Is 1/(a - b) > b - a ?

(1) a < b
(2) 1 < |a - b|

Author:  Bunuel [ 28 Feb 2014, 03:09 ]
Post subject:  Re: Is 1/(a - b) > b - a ? (1) a < b (2) 1 < |a - b|

SOLUTION

Is 1/(a - b) > b - a ?

(1) a < b --> we can rewrite this as: \(a-b<0\) so LHS is negative, also we can rewrite it as: \(b-a>0\) so RHS is positive --> negative<positive. Sufficient.

(2) 1 < |a - b| --> if \(a-b=2\) (or which is the same \(b-a=-2\)) then LHS>0 and RHS<0 and in this case the answer will be YES if \(a-b=-2\) (or which is the same \(b-a=2\)) then LHS<0 and RHS>0 and in this case the answer will be NO. Not sufficient.

Answer: A.

Author:  anairamitch1804 [ 26 Jan 2017, 18:27 ]
Post subject:  Re: Is 1/(a - b) > b - a ? (1) a < b (2) 1 < |a - b|

Statement 1: a < b
Thus, a-b<0, implying that b-a>0.
Is 1/(negative) < positive?
YES.
SUFFICIENT.

Statement 2: 1 < |a - b|
It's possible that a-b = 2, implying that b-a = -2.
Plugging a-b=2 and b-a=-2 into 1/(a-b) < b-a, we get:
1/2 < -2?
NO.

It's possible that a-b = -2, implying that b-a = 2.
Plugging a-b=-2 and b-a=2 into 1/(a-b) < b-a, we get:
1/-2 < 2?
YES.

Since in the first case the answer is NO but in the second case the answer is YES, INSUFFICIENT.

The correct answer is A.

Author:  HKHR [ 01 Mar 2014, 02:21 ]
Post subject:  Re: Is 1/(a - b) > b - a ? (1) a < b (2) 1 < |a - b|

Bunuel wrote:
The Official Guide For GMAT® Quantitative Review, 2ND Edition

Is 1/(a - b) > b - a ?

(1) a < b
(2) 1 < |a - b|



Statement 1: a < b
Thus, a-b<0, implying that b-a>0.
Therefore, LHS is negative and RHS is positive. Which implies LHS<RHS. Therefore Sufficient.

Statement 2: 1 < |a - b|
This statement implies 1<(a-b)<-1

Substitute a-b = 2 and a-b= -2 we get different answers for both cases. INSUFFICIENT.


Therefore answer is A.

Author:  lool [ 09 Mar 2014, 13:49 ]
Post subject:  Re: Is 1/(a - b) > b - a ? (1) a < b (2) 1 < |a - b|

Bunuel wrote:
SOLUTION

Is 1/(a - b) > b - a ?

(1) a < b --> we can rewrite this as: \(a-b<0\) so LHS is negative, also we can rewrite it as: \(b-a>0\) so RHS is positive --> negative<positive. Sufficient.

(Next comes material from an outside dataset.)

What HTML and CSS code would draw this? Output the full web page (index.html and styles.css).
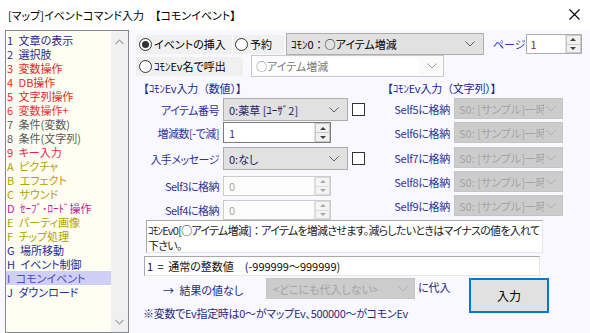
FILE: index.html
```html
<!DOCTYPE html>
<html lang="ja">
<head>
<meta charset="utf-8">
<title>[マップ]イベントコマンド入力</title>
<link rel="stylesheet" href="styles.css">
</head>
<body>
<div class="window">
  <div class="titlebar">
    <span class="title">[マップ]イベントコマンド入力　【コモンイベント】</span>
    <svg class="close" width="11" height="11" viewBox="0 0 11 11"><path d="M0.5 0.5L10.5 10.5M10.5 0.5L0.5 10.5" stroke="#000" stroke-width="1.1" fill="none"/></svg>
  </div>
  <div class="main">
    <div class="list">
      <ul class="items">
        <li class="c-navy">1 文章の表示</li>
        <li class="c-navy">2 選択肢</li>
        <li class="c-red">3 変数操作</li>
        <li class="c-red">4 DB操作</li>
        <li class="c-red">5 文字列操作</li>
        <li class="c-red2">6 変数操作+</li>
        <li class="c-gray">7 条件(変数)</li>
        <li class="c-gray">8 条件(文字列)</li>
        <li class="c-pink">9 キー入力</li>
        <li class="c-olive">A ピクチャ</li>
        <li class="c-olive">B エフェクト</li>
        <li class="c-olive">C サウンド</li>
        <li class="c-magenta">D ｾｰﾌﾞ･ﾛｰﾄﾞ操作</li>
        <li class="c-olive">E パーティ画像</li>
        <li class="c-olive">F チップ処理</li>
        <li class="c-blue">G 場所移動</li>
        <li class="c-blue">H イベント制御</li>
        <li class="c-sel">I コモンイベント</li>
        <li class="c-blue">J ダウンロード</li>
      </ul>
      <div class="scrollbar">
        <svg class="sb-arrow" width="9" height="6" viewBox="0 0 9 6"><path d="M0.5 5L4.5 1L8.5 5" stroke="#a6a6a6" stroke-width="1.2" fill="none"/></svg>
        <svg class="sb-arrow" width="9" height="6" viewBox="0 0 9 6"><path d="M0.5 1L4.5 5L8.5 1" stroke="#a6a6a6" stroke-width="1.2" fill="none"/></svg>
      </div>
    </div>

    <div class="panel">
      <div class="row-top">
        <label class="radio r-insert"><span class="circle on"></span>イベントの挿入</label>
        <label class="radio r-reserve"><span class="circle"></span>予約</label>
        <div class="combo combo-main"><span class="combo-text">ｺﾓﾝ0<span class="fw">：</span>○アイテム増減</span><svg class="chev" width="10" height="6" viewBox="0 0 10 6"><path d="M0.5 0.5L5 5L9.5 0.5" stroke="#606060" fill="none"/></svg></div>
        <span class="page-label">ページ</span>
        <div class="spin spin-page"><span class="spin-val">1</span><div class="spin-btns"><span class="sb up"></span><span class="sb down"></span></div></div>
      </div>
      <div class="row-second">
        <label class="radio r-name"><span class="circle"></span>ｺﾓﾝEv名で呼出</label>
        <div class="combo combo-name"><span class="combo-field">○アイテム増減</span><svg class="chev" width="10" height="6" viewBox="0 0 10 6"><path d="M0.5 0.5L5 5L9.5 0.5" stroke="#a0a0a0" fill="none"/></svg></div>
      </div>

      <div class="cols">
        <div class="col-left">
          <div class="sec-title">【ｺﾓﾝEv入力（数値）】</div>
          <div class="frow r1">
            <span class="lbl">アイテム番号</span>
            <div class="combo combo-form"><span class="combo-text">0:薬草 [ﾕｰｻﾞ2]</span><svg class="chev" width="10" height="6" viewBox="0 0 10 6"><path d="M0.5 0.5L5 5L9.5 0.5" stroke="#606060" fill="none"/></svg></div>
            <span class="check"></span>
          </div>
          <div class="frow r2">
            <span class="lbl">増減数[-で減]</span>
            <div class="spin spin-form"><span class="spin-val">1</span><div class="spin-btns"><span class="sb up"></span><span class="sb down"></span></div></div>
          </div>
          <div class="frow r3">
            <span class="lbl">入手メッセージ</span>
            <div class="combo combo-form"><span class="combo-text">0:なし</span><svg class="chev" width="10" height="6" viewBox="0 0 10 6"><path d="M0.5 0.5L5 5L9.5 0.5" stroke="#606060" fill="none"/></svg></div>
            <span class="check"></span>
          </div>
          <div class="frow r4">
            <span class="lbl">Self3に格納</span>
            <div class="spin spin-form disabled"><span class="spin-val">0</span><div class="spin-btns"><span class="sb up"></span><span class="sb down"></span></div></div>
          </div>
          <div class="frow r5">
            <span class="lbl">Self4に格納</span>
            <div class="spin spin-form disabled"><span class="spin-val">0</span><div class="spin-btns"><span class="sb up"></span><span class="sb down"></span></div></div>
          </div>
        </div>

        <div class="col-right">
          <div class="sec-title">【ｺﾓﾝEv入力（文字列）】</div>
          <div class="srow s1"><span class="lbl2">Self5に格納</span><div class="combo combo-dis"><span class="combo-text">S0: [サンプル]一時</span><svg class="chev" width="10" height="6" viewBox="0 0 10 6"><path d="M0.5 0.5L5 5L9.5 0.5" stroke="#b0b0b0" fill="none"/></svg></div></div>
          <div class="srow s2"><span class="lbl2">Self6に格納</span><div class="combo combo-dis"><span class="combo-text">S0: [サンプル]一時</span><svg class="chev" width="10" height="6" viewBox="0 0 10 6"><path d="M0.5 0.5L5 5L9.5 0.5" stroke="#b0b0b0" fill="none"/></svg></div></div>
          <div class="srow s3"><span class="lbl2">Self7に格納</span><div class="combo combo-dis"><span class="combo-text">S0: [サンプル]一時</span><svg class="chev" width="10" height="6" viewBox="0 0 10 6"><path d="M0.5 0.5L5 5L9.5 0.5" stroke="#b0b0b0" fill="none"/></svg></div></div>
          <div class="srow s4"><span class="lbl2">Self8に格納</span><div class="combo combo-dis"><span class="combo-text">S0: [サンプル]一時</span><svg class="chev" width="10" height="6" viewBox="0 0 10 6"><path d="M0.5 0.5L5 5L9.5 0.5" stroke="#b0b0b0" fill="none"/></svg></div></div>
          <div class="srow s5"><span class="lbl2">Self9に格納</span><div class="combo combo-dis"><span class="combo-text">S0: [サンプル]一時</span><svg class="chev" width="10" height="6" viewBox="0 0 10 6"><path d="M0.5 0.5L5 5L9.5 0.5" stroke="#b0b0b0" fill="none"/></svg></div></div>
        </div>
      </div>

      <div class="desc">ｺﾓﾝEv0[○アイテム増減]<span class="fw">：</span>アイテムを増減させます。減らしたいときはマイナスの値を入れて<br>下さい。</div>
      <div class="valbox">1 = 通常の整数値　(-999999～999999)</div>

      <div class="bottom">
        <div class="bottom-left">
          <div class="result-row">
            <span class="result-lbl">→ 結果の値なし</span>
            <div class="combo combo-result"><span class="combo-text">&lt;どこにも代入しない&gt;</span><svg class="chev" width="10" height="6" viewBox="0 0 10 6"><path d="M0.5 0.5L5 5L9.5 0.5" stroke="#b0b0b0" fill="none"/></svg></div>
            <span class="assign">に代入</span>
          </div>
          <div class="note">※変数でEv指定時は0～がマップEv、500000～がコモンEv</div>
        </div>
        <button class="ok">入力</button>
      </div>
    </div>
  </div>
</div>
</body>
</html>
```

FILE: styles.css
```css
* { box-sizing: border-box; margin: 0; padding: 0; }
body {
  margin: 0;
  width: 590px;
  height: 333px;
  overflow: hidden;
  font-family: "Noto Sans CJK JP", "Noto Sans", sans-serif;
  font-size: 11px;
  font-feature-settings: "palt" 1;
  background: #f8f8fe;
  color: #000;
}
.window { width: 590px; height: 333px; display: flex; flex-direction: column; }
.fw { font-feature-settings: normal; }

.titlebar {
  height: 30px;
  background: #fff;
  display: flex;
  align-items: center;
  justify-content: space-between;
  padding: 0 10px 0 8px;
  font-size: 11px;
}
.title { white-space: nowrap; }
.close { margin-top: -2px; }

.main { display: flex; height: 303px; }

/* list */
.list {
  margin-left: 5px;
  width: 124px;
  height: 303px;
  border: 1px solid #828790;
  background: #fdfdf2;
  display: flex;
}
.items { flex: 1; list-style: none; padding-top: 2px; overflow: hidden; }
.items li {
  height: 14px;
  line-height: 14px;
  padding-left: 1px;
  white-space: nowrap;
  font-size: 11px;
  word-spacing: 3px;
}
.c-navy { color: #2c2a8c; }
.c-red { color: #e42a2a; }
.c-red2 { color: #f2303e; }
.c-gray { color: #5a5a5a; }
.c-pink { color: #ea1e52; }
.c-olive { color: #b3a200; }
.c-magenta { color: #c81898; }
.c-blue { color: #1f2c98; }
.c-sel { color: #4a4ac4; background: #cfcff6; }

.scrollbar {
  width: 17px;
  background: #f0f0f0;
  display: flex;
  flex-direction: column;
  align-items: center;
  justify-content: space-between;
  padding: 8px 0 7px;
}

/* panel */
.panel { margin-left: 7px; width: 445px; display: flex; flex-direction: column; }

.row-top { margin-top: 3px; height: 22px; display: flex; align-items: center; }
.row-second { margin-top: 0; height: 22px; display: flex; align-items: center; }

.radio {
  height: 19px;
  background: #f0f0f0;
  display: flex;
  align-items: center;
  gap: 2px;
  white-space: nowrap;
  flex: none;
}
.r-insert { width: 96px; padding-left: 3px; }
.r-reserve { width: 51px; margin-left: 1px; padding-left: 2px; }
.r-name { width: 107px; padding-left: 3px; }
.circle {
  width: 13px; height: 13px;
  border: 1px solid #333;
  border-radius: 50%;
  background: #fff;
  display: flex; align-items: center; justify-content: center;
  flex: none;
}
.circle.on::after {
  content: "";
  width: 7px; height: 7px;
  border-radius: 50%;
  background: #333;
}

.combo {
  display: flex;
  align-items: center;
  justify-content: space-between;
  border: 1px solid #adadad;
  background: #e1e1e1;
  padding: 0 8px 0 4px;
  white-space: nowrap;
  overflow: hidden;
  flex: none;
}
.combo-text { overflow: hidden; white-space: nowrap; flex: 1; }
.chev { flex: none; margin-left: 2px; }
.combo-main { margin-left: 2px; width: 198px; height: 22px; }
.page-label { margin-left: 9px; color: #3434c0; white-space: nowrap; flex: none; }

.spin {
  display: flex;
  align-items: stretch;
  border: 1px solid #adadad;
  background: #fff;
  flex: none;
}
.spin-val { flex: 1; padding-left: 4px; display: flex; align-items: center; }
.spin-btns { width: 16px; display: flex; flex-direction: column; border-left: 1px solid #e0e0e0; }
.sb {
  flex: 1;
  background: #f0f0f0;
  border: 1px solid #c8c8c8;
  display: flex; align-items: center; justify-content: center;
}
.sb.up { border-bottom: none; }
.sb.up::after {
  content: "";
  border-left: 3px solid transparent;
  border-right: 3px solid transparent;
  border-bottom: 3px solid #404040;
}
.sb.down::after {
  content: "";
  border-left: 3px solid transparent;
  border-right: 3px solid transparent;
  border-top: 3px solid #404040;
}
.spin-page { margin-left: auto; width: 56px; height: 20px; }
.spin-page .spin-val { color: #8a2a2a; }

.r-name + .combo-name { margin-left: 8px; }
.combo-name {
  width: 193px; height: 22px;
  background: #fafafa;
  border-color: #cacaca;
  padding: 2px 6px 2px 2px;
}
.combo-field {
  flex: 1;
  height: 16px;
  background: #fff;
  color: #7a7a7a;
  padding-left: 2px;
  line-height: 16px;
  margin-right: 6px;
}

/* columns */
.cols { display: flex; margin-top: 3px; }
.col-left { width: 244px; display: flex; flex-direction: column; }
.col-right { display: flex; flex-direction: column; }
.sec-title {
  height: 15px; line-height: 15px; margin-top: 1px; padding-left: 2px;
  color: #25258f; white-space: nowrap;
  font-feature-settings: normal;
  letter-spacing: -0.2px;
}

.frow { display: flex; align-items: center; }
.lbl {
  width: 83px;
  text-align: right;
  color: #33339a;
  white-space: nowrap;
  letter-spacing: -0.5px;
  margin-right: 4px;
  flex: none;
}
.r1 { margin-top: 2px; height: 23px; }
.r2 { margin-top: 1px; height: 21px; }
.r3 { margin-top: 4px; height: 23px; }
.r4 { margin-top: 6px; height: 20px; }
.r5 { margin-top: 4px; height: 20px; }
.combo-form { width: 125px; height: 23px; color: #202060; padding-left: 5px; }
.check { width: 13px; height: 13px; border: 1px solid #333; background: #fff; margin-left: 4px; flex: none; }
.spin-form { width: 108px; height: 21px; border-color: #7a7a7a; }
.spin-form .spin-val { color: #4a2a8a; padding-left: 5px; }
.spin-form.disabled { height: 20px; border-color: #cccccc; background: #fcfcfc; }
.spin-form.disabled .spin-val { color: #a8a8a8; }
.disabled .sb { border-color: #dadada; background: #f4f4f4; }
.disabled .sb.up::after { border-bottom-color: #a8a8a8; }
.disabled .sb.down::after { border-top-color: #a8a8a8; }

.srow { display: flex; align-items: center; height: 21px; }
.s1 { margin-top: 2px; }
.s2 { margin-top: 3px; }
.s3 { margin-top: 4px; }
.s4 { margin-top: 3px; }
.s5 { margin-top: 3px; }
.lbl2 { width: 70px; text-align: right; color: #33339a; margin-right: 4px; white-space: nowrap; letter-spacing: -0.3px; flex: none; }
.combo-dis {
  width: 109px; height: 21px;
  background: #cccccc;
  border-color: #c4c4c4;
  color: #a4a4a4;
  padding: 0 6px 0 4px;
}

/* description */
.desc {
  margin-left: 10px;
  width: 397px;
  height: 33px;
  background: #fff;
  border: 1px solid #a8a8a8;
  border-right-color: #e6e6e6;
  border-bottom-color: #e6e6e6;
  padding: 2px 1px 0 1px;
  line-height: 15px;
  white-space: nowrap;
  overflow: hidden;
  color: #222;
  letter-spacing: -0.75px;
}
.valbox {
  margin-left: 8px;
  margin-top: 3px;
  width: 396px;
  height: 20px;
  background: #fff;
  border: 1px solid #a8a8a8;
  border-right-color: #e6e6e6;
  border-bottom-color: #e6e6e6;
  padding-left: 2px;
  line-height: 18px;
  white-space: nowrap;
  color: #111;
  word-spacing: 2px;
}

.bottom { display: flex; margin-top: 2px; }
.bottom-left { margin-left: 7px; display: flex; flex-direction: column; width: 326px; }
.result-row { display: flex; align-items: flex-start; height: 21px; }
.result-lbl { margin-left: 20px; width: 103px; line-height: 24px; color: #2a2a80; white-space: nowrap; word-spacing: 3px; flex: none; }
.combo-result {
  width: 149px; height: 21px;
  background: #cccccc;
  border-color: #c4c4c4;
  color: #a4a4a4;
  padding: 0 6px 0 6px;
}
.assign { margin-left: 3px; line-height: 18px; color: #2a2a80; white-space: nowrap; }
.note { margin-top: 7px; line-height: 14px; color: #2a2a80; white-space: nowrap; letter-spacing: -0.3px; }
.ok {
  width: 80px;
  height: 35px;
  background: #e1e1e1;
  border: 2px solid #0078d7;
  font-family: inherit;
  font-size: 12px;
  font-feature-settings: "palt" 1;
  color: #000;
  flex: none;
}
```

(2) 1 < |a - b| --> if \(a-b=2\) (or which is the same \(b-a=-2\)) then LHS>0 and RHS<0 and in this case the answer will be NO if \(a-b=-2\) (or which is the same \(b-a=2\)) then LHS<0 and RHS>0 and in this case the answer will be YES. Not sufficient.

Answer: A.



for the second statement;

1 < |a - b| --> 1< a-b or a-b < -1

AND

a-b < -1 --> 1< b-a therefore LHS will be negative and RHS will be positive -->negative<positive. Sufficient.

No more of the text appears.